There are no rules when I write. I mean, yes I try giving myself rules to follow but what the hell - this is free space! I can write whatever, draw whatever, say whatever. Someday when I look back, I'll be seeing the utmost authenticity of my 21 year old self. Yes? Yes. Now going back . . .

It's all about timing.

Like how I had to go through the worst kind of pain and journey a long time ago and then be openly vulnerable that I had to go through another painstaking phase I did not see coming. It's all starting to make sense, and I know all these things really had to happen so I could finally BREAK FREE. 

Soon enough I'll be the star of my own photos (can't wait!)
 For now, this perfectly captures how I feel. . . 
I had to die, to live...fully.

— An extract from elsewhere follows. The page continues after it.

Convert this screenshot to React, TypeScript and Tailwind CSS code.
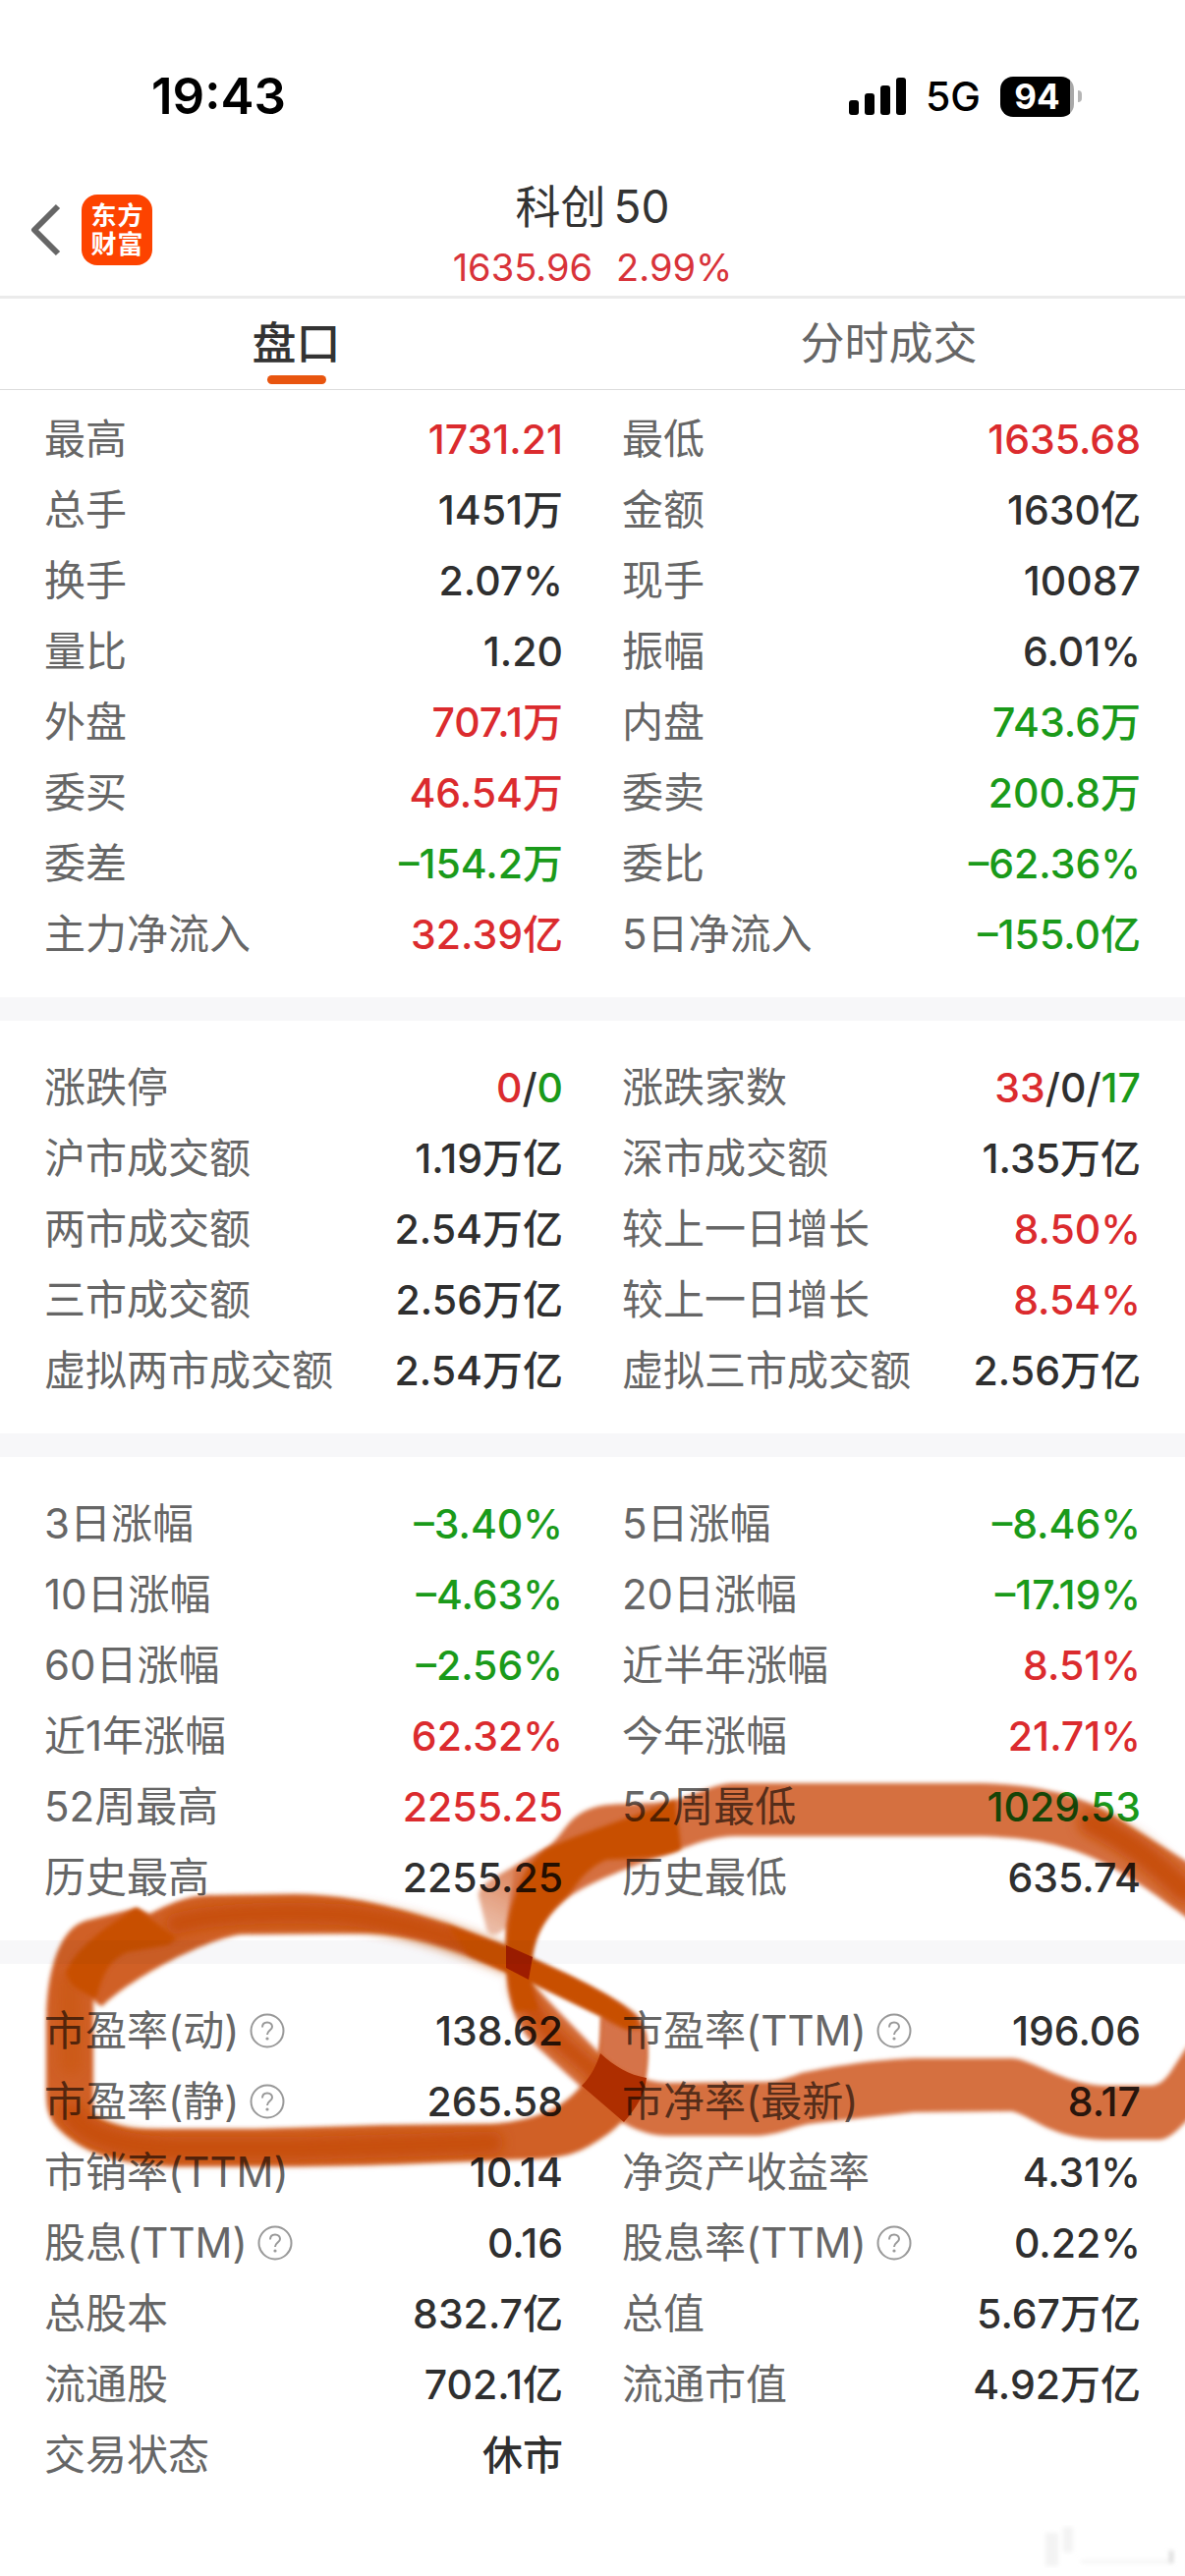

I had to be broken in every damn possible way I could think of, to be whole and complete, lacking nothing. Perhaps I had to lose, to gain and value what is restored and renewed - like my faith, my dreams, my hopes. In Him I have everything and to have Him close to my heart, to know Him, to love Him, to nurture my relationship with Him, is after all, everything I could give and share. I lost it once, but I've been trying to get back on track every time I feel like I'm slowly drifting away. In fact, its value has increase all the more now. 

I've lost everything I deemed valuable, lost track of how I see myself, those beautiful dreams I've always written about in my past journals. But then again, in Him I have everything. In Him, to Him, I am everything more. In His eyes, I am a new creation, fearfully wonderfully made. He knows me full well, from the core, to my thoughts and what's in my heart, to every wonderful detail of my body. He knows my dreams, and sees my thoughts as precious., He cares for me, loves me with an everlasting love, a love that is unchanging. He cleansed my soul and my heart from darkness, grime and bitterness. He saved me. 

In Him, through Him, I am starting to know myself more. I am discovering the hidden treasures kept inside of me. It is through Him that I am getting to truly know the woman He has created me to be, therefore establishing a higher value for myself because I am His. Nobody can claim me unless my God gracefully permits. He is my King, my Father. . . and I am His daughter. A princess. Someday an earthly king's Queen.

Oh I want to write about a million things today, but I guess I'll have to go with random words, random thoughts. I am a writer, I am a dreamer, I am a visionary. I am my own character. So let me write about me as I carry on my role. He is the master writer after all. And I just know that my story, my someday soon love story, is going to be one of the greatest and most beautiful stories ever written, and LIVED.